Created attachment 109869 [details] Output of command, with and withour strace lvcreate -s output
Snapshots of the root filesystem aren't supported yet because of issues like this.
Some testing has shown that mounting the root filesystem noatime improves things.
"Me too" for RHEL4 running on an x86/smp kernel. If there is "functionality" that is likely to cause a system to hang, it really should be documented somewhere (man pages?). It's a bit frustrating to have to search bugzilla or mailing lists to find out that RedHat has known for months/years that your server was going to crash repeatedly on you, but didn't issue any warning.
See also RHEL4 bug 168824
Fedora Core 3 is now maintained by the Fedora Legacy project for security updates only.

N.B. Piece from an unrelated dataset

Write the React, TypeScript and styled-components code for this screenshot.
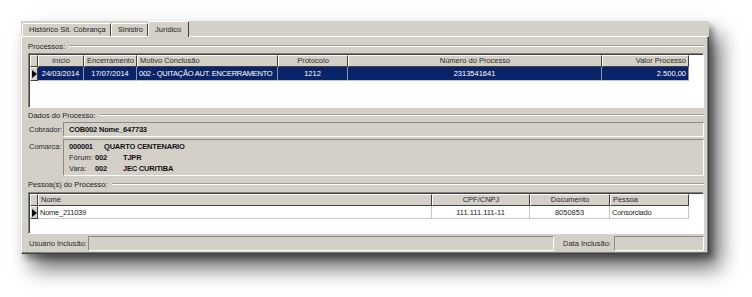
import React from 'react'
import styled, { createGlobalStyle } from 'styled-components'

const GlobalStyle = createGlobalStyle`
  html, body {
    margin: 0;
    background: #fff;
  }
  body {
    font-family: 'Liberation Sans', Arial, sans-serif;
    font-size: 7.5px;
    color: #1c1c1c;
  }
`

const Stage = styled.div`
  box-sizing: border-box;
  width: 752px;
  height: 297px;
  padding: 21px 0 0 21px;
  background: #fff;
  overflow: hidden;
`

const Window = styled.div`
  width: 688px;
  height: 233px;
  background: #d4d0c8;
  box-shadow: 4px 5px 6px rgba(0, 0, 0, 0.35), 11px 14px 20px rgba(0, 0, 0, 0.6);
  display: flex;
  flex-direction: column;
`

const TabStrip = styled.div`
  display: flex;
  align-items: flex-end;
  height: 15px;
  padding-left: 1px;
  flex-shrink: 0;
`

const Tab = styled.div<{ $w: number; $active?: boolean }>`
  box-sizing: border-box;
  width: ${({ $w }) => $w}px;
  height: ${({ $active }) => ($active ? 16 : 13)}px;
  margin-bottom: ${({ $active }) => ($active ? -1 : 0)}px;
  padding: ${({ $active }) => ($active ? '2px 0 0 6px' : '0 0 0 6px')};
  border-left: 1px solid #fff;
  border-top: 1px solid #fff;
  border-right: 1px solid #404040;
  border-radius: 2px 2px 0 0;
  background: #d4d0c8;
  line-height: 11px;
  white-space: nowrap;
  position: relative;
  z-index: 1;
`

const Page = styled.div`
  flex: 1;
  box-sizing: border-box;
  border-top: 1px solid #fff;
  border-left: 1px solid #fff;
  border-right: 1px solid #404040;
  border-bottom: 1px solid #404040;
  box-shadow: inset -1px -1px #808080;
  padding: 2px 4px 0 6px;
  display: flex;
  flex-direction: column;
`

const GroupTitle = styled.div<{ $h: number }>`
  height: ${({ $h }) => $h}px;
  display: flex;
  align-items: center;
  gap: 4px;
  flex-shrink: 0;

  &::after {
    content: '';
    flex: 1;
    border-top: 1px solid #a09c94;
    border-bottom: 1px solid #fff;
  }
`

const Grid = styled.div<{ $h: number }>`
  box-sizing: border-box;
  height: ${({ $h }) => $h}px;
  flex-shrink: 0;
  background: #fff;
  border: 1px solid;
  border-color: #808080 #fff #fff #808080;
  box-shadow: inset 1px 1px #404040;
  padding: 1px 0 0 1px;
`

const Row = styled.div<{ $h: number }>`
  display: flex;
  height: ${({ $h }) => $h}px;
`

const HeadCell = styled.div<{ $w: number; $align?: string }>`
  box-sizing: border-box;
  width: ${({ $w }) => $w}px;
  background: #d4d0c8;
  border-left: 1px solid #fff;
  border-top: 1px solid #fff;
  border-right: 1px solid #404040;
  border-bottom: 1px solid #404040;
  padding: 0 2px;
  text-align: ${({ $align }) => $align || 'center'};
  line-height: 10px;
  white-space: nowrap;
  overflow: hidden;
  color: #2a2a2a;
`

const Indicator = styled(HeadCell)`
  display: flex;
  align-items: center;
  padding: 0 0 0 1px;
`

const DataCell = styled.div<{ $w: number; $align?: string; $selected?: boolean }>`
  box-sizing: border-box;
  width: ${({ $w }) => $w}px;
  background: ${({ $selected }) => ($selected ? '#0a246a' : '#fff')};
  color: ${({ $selected }) => ($selected ? '#fff' : '#1c1c1c')};
  border-right: 1px solid ${({ $selected }) => ($selected ? '#8a93b4' : '#c8c8c8')};
  border-bottom: 1px solid #c8c8c8;
  padding: 0 2px;
  text-align: ${({ $align }) => $align || 'left'};
  line-height: 13px;
  white-space: nowrap;
  overflow: hidden;
  letter-spacing: ${({ $align }) => ($align === 'left' ? '-0.25px' : '0')};
`

const FieldRow = styled.div<{ $h: number; $mt?: number }>`
  display: flex;
  align-items: flex-start;
  height: ${({ $h }) => $h}px;
  margin-top: ${({ $mt }) => $mt || 0}px;
  flex-shrink: 0;
`

const Label = styled.div<{ $w: number; $ml?: number }>`
  width: ${({ $w }) => $w}px;
  margin-left: ${({ $ml }) => $ml || 0}px;
  padding-left: 1px;
  box-sizing: border-box;
  line-height: 15px;
  white-space: nowrap;
  color: #2a2a2a;
`

const FieldBox = styled.div<{ $w?: number }>`
  box-sizing: border-box;
  ${({ $w }) => ($w ? `width: ${$w}px;` : 'flex: 1;')}
  height: 100%;
  border: 1px solid;
  border-color: #8c8a84 #fff #fff #8c8a84;
  padding: 1px 5px;
  display: flex;
  flex-direction: column;
`

const Line = styled.div<{ $lh?: number }>`
  display: flex;
  line-height: ${({ $lh }) => $lh || 11}px;
  white-space: nowrap;
`

const Part = styled.span<{ $w?: number; $bold?: boolean }>`
  ${({ $w }) => ($w ? `width: ${$w}px;` : '')}
  flex-shrink: 0;
  font-weight: ${({ $bold }) => ($bold ? 700 : 400)};
  letter-spacing: ${({ $bold }) => ($bold ? '-0.2px' : '0')};
  color: ${({ $bold }) => ($bold ? '#111' : '#2a2a2a')};
`

const Arrow = () => (
  <svg width="5" height="8" viewBox="0 0 5 8">
    <polygon points="0,0 5,4 0,8" fill="#000" />
  </svg>
)

const procCols = [
  { title: 'Início', w: 46, align: 'center', value: '24/03/2014' },
  { title: 'Encerramento', w: 53, align: 'center', value: '17/07/2014' },
  { title: 'Motivo Conclusão', w: 141, align: 'left', value: '002 - QUITAÇÃO AUT. ENCERRAMENTO' },
  { title: 'Protocolo', w: 70, align: 'center', value: '1212' },
  { title: 'Número do Processo', w: 254, align: 'center', value: '2313541641' },
  { title: 'Valor Processo', w: 87, align: 'right', value: '2.500,00' },
]

const pessoaCols = [
  { title: 'Nome', w: 394, head: 'left', align: 'left', value: 'Nome_211039' },
  { title: 'CPF/CNPJ', w: 98, head: 'center', align: 'center', value: '111.111.111-11' },
  { title: 'Documento', w: 80, head: 'center', align: 'center', value: '8050853' },
  { title: 'Pessoa', w: 79, head: 'left', align: 'left', value: 'Consorciado' },
]

export default function App() {
  return (
    <>
      <GlobalStyle />
      <Stage>
        <Window>
          <TabStrip>
            <Tab $w={89}>Histórico Sit. Cobrança</Tab>
            <Tab $w={37}>Sinistro</Tab>
            <Tab $w={41} $active>
              Jurídico
            </Tab>
          </TabStrip>
          <Page>
            <GroupTitle $h={14}>Processos:</GroupTitle>
            <Grid $h={55}>
              <Row $h={12}>
                <HeadCell $w={8} />
                {procCols.map((c) => (
                  <HeadCell key={c.title} $w={c.w} $align={c.align}>
                    {c.title}
                  </HeadCell>
                ))}
              </Row>
              <Row $h={14}>
                <Indicator $w={8}>
                  <Arrow />
                </Indicator>
                {procCols.map((c) => (
                  <DataCell key={c.title} $w={c.w} $align={c.align} $selected>
                    {c.value}
                  </DataCell>
                ))}
              </Row>
            </Grid>

            <GroupTitle $h={14}>Dados do Processo:</GroupTitle>
            <FieldRow $h={15}>
              <Label $w={35}>Cobrador:</Label>
              <FieldBox>
                <Line $lh={12}>
                  <Part $w={30} $bold>
                    COB002
                  </Part>
                  <Part $bold>Nome_647733</Part>
                </Line>
              </FieldBox>
            </FieldRow>
            <FieldRow $h={37} $mt={2}>
              <Label $w={35}>Comarca:</Label>
              <FieldBox>
                <Line>
                  <Part $w={35} $bold>
                    000001
                  </Part>
                  <Part $bold>QUARTO CENTENARIO</Part>
                </Line>
                <Line>
                  <Part $w={26}>Fórum:</Part>
                  <Part $w={28} $bold>
                    002
                  </Part>
                  <Part $bold>TJPR</Part>
                </Line>
                <Line>
                  <Part $w={26}>Vara:</Part>
                  <Part $w={28} $bold>
                    002
                  </Part>
                  <Part $bold>JEC CURITIBA</Part>
                </Line>
              </FieldBox>
            </FieldRow>

            <GroupTitle $h={16}>Pessoa(s) do Processo:</GroupTitle>
            <Grid $h={42}>
              <Row $h={12}>
                <HeadCell $w={8} />
                {pessoaCols.map((c) => (
                  <HeadCell key={c.title} $w={c.w} $align={c.head}>
                    {c.title}
                  </HeadCell>
                ))}
              </Row>
              <Row $h={13}>
                <Indicator $w={8}>
                  <Arrow />
                </Indicator>
                {pessoaCols.map((c) => (
                  <DataCell key={c.title} $w={c.w} $align={c.align}>
                    {c.value}
                  </DataCell>
                ))}
              </Row>
            </Grid>

            <FieldRow $h={15} $mt={2}>
              <Label $w={60}>Usuário Inclusão:</Label>
              <FieldBox />
              <Label $w={52} $ml={8}>
                Data Inclusão:
              </Label>
              <FieldBox $w={90} />
            </FieldRow>
          </Page>
        </Window>
      </Stage>
    </>
  )
}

If this problem is a security issue, please reopen and reassign to the Fedora Legacy product. If it is not a security issue and hasn't been resolved in the current FC5 updates or in the FC6 test release, reopen and change the version to match. Thank you!
There were some changes to device mapper and lvm2 which resolved some deadlock situations when manipulating over root volume. I tested snaphosts of logical volume with live root filesystem (even with undesirable ovefilling snapshot) and it works in Fedora7 - at least with my configuration. Closing this bug - please if you hit this problem again, reopen it and attach debugging information.